| What the task requires |
Below are some entries. Transcribe the lines from the one holding "Reproduce this screenshot" to the one holding "const SIZES = ['XS', 'S', 'M', 'L', 'XL', '2XL'];", inclusive, but not the pictures among them.

[Extracted records]
......

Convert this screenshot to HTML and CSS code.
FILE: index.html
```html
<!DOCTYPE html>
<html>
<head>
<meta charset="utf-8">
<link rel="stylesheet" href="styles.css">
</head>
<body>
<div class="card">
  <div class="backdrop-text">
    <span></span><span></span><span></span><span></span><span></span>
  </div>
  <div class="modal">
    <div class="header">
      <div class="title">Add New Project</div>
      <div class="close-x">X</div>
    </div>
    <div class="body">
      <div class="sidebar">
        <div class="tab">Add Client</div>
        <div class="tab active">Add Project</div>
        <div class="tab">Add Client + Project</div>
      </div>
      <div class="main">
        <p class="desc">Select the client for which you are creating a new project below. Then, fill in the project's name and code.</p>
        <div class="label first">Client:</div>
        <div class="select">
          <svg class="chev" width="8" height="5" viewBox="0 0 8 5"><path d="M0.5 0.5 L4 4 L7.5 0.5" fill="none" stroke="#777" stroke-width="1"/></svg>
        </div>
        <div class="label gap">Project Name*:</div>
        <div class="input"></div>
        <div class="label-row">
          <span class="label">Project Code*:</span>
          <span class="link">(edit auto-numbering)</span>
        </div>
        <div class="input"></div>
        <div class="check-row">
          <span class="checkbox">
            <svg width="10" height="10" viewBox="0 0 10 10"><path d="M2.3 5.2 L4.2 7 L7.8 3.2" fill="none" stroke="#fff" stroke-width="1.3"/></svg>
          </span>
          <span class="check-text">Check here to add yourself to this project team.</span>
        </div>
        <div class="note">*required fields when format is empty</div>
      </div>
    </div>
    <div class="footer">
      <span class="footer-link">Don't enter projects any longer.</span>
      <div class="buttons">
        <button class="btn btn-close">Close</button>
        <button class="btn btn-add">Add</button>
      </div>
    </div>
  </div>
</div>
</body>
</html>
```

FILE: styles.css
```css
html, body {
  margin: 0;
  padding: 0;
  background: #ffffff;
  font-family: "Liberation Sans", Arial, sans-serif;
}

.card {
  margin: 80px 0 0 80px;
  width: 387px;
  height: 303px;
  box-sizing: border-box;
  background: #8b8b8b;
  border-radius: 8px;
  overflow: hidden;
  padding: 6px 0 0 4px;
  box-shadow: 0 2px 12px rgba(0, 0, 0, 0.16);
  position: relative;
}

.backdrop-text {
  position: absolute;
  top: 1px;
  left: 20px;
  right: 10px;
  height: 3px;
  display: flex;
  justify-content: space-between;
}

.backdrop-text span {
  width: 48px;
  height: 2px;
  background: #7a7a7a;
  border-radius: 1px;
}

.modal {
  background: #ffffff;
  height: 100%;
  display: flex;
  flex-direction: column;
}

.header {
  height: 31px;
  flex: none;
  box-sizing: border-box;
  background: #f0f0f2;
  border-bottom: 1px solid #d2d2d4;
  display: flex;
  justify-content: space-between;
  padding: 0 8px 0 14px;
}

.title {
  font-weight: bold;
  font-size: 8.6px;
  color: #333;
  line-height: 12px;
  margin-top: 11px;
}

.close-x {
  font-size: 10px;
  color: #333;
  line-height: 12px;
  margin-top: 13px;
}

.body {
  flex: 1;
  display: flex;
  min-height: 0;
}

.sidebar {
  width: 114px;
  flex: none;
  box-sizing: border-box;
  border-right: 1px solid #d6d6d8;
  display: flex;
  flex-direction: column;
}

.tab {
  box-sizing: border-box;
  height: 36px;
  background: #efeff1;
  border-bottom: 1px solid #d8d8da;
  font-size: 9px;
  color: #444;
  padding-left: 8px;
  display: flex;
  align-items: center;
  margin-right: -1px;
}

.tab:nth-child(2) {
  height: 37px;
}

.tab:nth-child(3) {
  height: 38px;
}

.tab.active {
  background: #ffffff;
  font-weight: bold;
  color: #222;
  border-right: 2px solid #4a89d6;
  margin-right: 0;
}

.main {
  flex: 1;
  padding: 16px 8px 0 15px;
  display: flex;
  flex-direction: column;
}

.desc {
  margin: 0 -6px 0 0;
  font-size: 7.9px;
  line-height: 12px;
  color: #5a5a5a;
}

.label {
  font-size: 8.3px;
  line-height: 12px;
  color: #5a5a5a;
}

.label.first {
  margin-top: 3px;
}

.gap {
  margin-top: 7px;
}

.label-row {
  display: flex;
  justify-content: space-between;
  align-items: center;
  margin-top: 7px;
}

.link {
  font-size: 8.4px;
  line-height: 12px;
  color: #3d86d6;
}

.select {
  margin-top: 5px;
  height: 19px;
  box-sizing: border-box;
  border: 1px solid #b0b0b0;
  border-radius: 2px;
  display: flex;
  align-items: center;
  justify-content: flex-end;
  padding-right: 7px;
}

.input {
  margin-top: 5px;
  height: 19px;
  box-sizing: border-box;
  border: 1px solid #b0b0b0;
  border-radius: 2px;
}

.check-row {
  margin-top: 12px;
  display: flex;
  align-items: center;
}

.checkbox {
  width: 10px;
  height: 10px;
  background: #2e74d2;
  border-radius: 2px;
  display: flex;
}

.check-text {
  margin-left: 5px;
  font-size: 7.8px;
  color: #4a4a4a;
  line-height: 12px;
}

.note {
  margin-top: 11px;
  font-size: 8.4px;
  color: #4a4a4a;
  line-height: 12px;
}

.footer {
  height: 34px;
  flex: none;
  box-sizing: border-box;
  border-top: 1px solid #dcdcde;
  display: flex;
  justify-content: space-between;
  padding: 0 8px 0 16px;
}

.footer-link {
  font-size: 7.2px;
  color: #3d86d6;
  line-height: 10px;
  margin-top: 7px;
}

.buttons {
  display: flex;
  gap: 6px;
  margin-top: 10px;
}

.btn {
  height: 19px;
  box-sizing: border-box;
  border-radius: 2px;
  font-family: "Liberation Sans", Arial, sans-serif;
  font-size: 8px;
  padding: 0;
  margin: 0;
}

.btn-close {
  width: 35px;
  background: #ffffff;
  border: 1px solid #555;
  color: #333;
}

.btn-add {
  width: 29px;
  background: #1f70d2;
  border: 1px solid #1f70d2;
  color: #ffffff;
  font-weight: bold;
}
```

......

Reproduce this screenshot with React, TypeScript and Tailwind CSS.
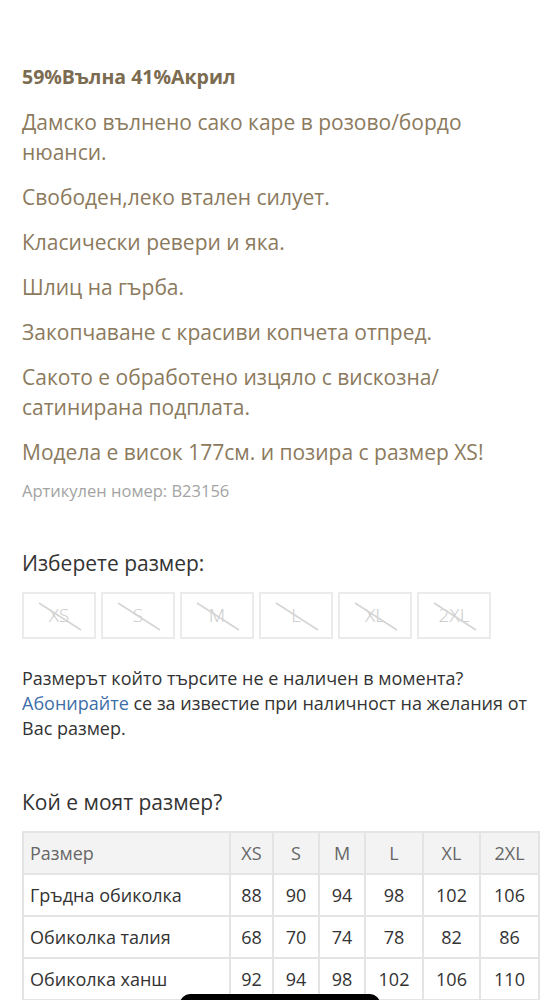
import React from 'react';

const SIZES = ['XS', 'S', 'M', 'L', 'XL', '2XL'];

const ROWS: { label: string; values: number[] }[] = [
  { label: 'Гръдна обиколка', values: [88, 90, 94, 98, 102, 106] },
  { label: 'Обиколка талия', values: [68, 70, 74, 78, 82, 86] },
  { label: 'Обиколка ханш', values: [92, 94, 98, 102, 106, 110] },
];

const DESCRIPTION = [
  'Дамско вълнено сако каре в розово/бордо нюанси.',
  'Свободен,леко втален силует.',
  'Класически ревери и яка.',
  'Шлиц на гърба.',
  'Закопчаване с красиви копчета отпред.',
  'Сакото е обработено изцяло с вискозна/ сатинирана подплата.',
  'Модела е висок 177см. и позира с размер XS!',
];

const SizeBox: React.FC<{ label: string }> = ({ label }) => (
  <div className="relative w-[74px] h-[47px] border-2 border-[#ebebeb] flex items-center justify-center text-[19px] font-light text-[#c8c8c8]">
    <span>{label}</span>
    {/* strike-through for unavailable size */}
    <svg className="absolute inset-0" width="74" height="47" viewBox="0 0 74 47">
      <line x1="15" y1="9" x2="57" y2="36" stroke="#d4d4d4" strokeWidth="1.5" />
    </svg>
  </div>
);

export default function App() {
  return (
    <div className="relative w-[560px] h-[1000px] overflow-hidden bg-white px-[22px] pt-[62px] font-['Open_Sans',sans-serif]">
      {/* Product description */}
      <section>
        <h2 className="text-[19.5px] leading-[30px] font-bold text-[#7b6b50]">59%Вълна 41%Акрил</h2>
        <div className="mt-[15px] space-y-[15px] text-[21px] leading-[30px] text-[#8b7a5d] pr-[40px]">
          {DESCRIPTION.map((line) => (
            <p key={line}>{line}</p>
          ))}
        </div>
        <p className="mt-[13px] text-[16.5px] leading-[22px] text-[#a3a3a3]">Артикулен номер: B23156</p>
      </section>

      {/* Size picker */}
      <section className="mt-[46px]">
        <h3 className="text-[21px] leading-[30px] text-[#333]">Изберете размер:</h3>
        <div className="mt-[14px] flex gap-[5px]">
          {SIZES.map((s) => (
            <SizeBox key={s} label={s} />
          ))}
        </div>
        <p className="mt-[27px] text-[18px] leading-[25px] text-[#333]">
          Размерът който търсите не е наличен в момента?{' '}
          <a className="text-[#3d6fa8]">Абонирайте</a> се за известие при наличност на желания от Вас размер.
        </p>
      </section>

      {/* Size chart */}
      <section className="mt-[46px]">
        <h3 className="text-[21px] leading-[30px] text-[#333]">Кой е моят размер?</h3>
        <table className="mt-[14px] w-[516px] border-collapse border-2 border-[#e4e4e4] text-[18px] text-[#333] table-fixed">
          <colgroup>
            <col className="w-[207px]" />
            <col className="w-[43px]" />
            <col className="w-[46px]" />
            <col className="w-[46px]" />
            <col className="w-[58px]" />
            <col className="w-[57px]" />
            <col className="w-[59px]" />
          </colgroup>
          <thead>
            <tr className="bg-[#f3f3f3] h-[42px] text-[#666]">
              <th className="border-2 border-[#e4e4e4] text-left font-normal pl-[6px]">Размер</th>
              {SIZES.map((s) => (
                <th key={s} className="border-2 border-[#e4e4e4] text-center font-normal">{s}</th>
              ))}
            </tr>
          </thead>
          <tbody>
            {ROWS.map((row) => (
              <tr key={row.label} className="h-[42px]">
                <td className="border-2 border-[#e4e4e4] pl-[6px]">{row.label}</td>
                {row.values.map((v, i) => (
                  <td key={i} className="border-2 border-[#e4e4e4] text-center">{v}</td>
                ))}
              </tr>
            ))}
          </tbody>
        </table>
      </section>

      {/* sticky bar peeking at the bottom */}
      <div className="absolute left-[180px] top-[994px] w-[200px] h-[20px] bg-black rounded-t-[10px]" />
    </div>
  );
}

......

| Task answer |
Reproduce this screenshot with React, TypeScript and Tailwind CSS.
import React from 'react';

const SIZES = ['XS', 'S', 'M', 'L', 'XL', '2XL'];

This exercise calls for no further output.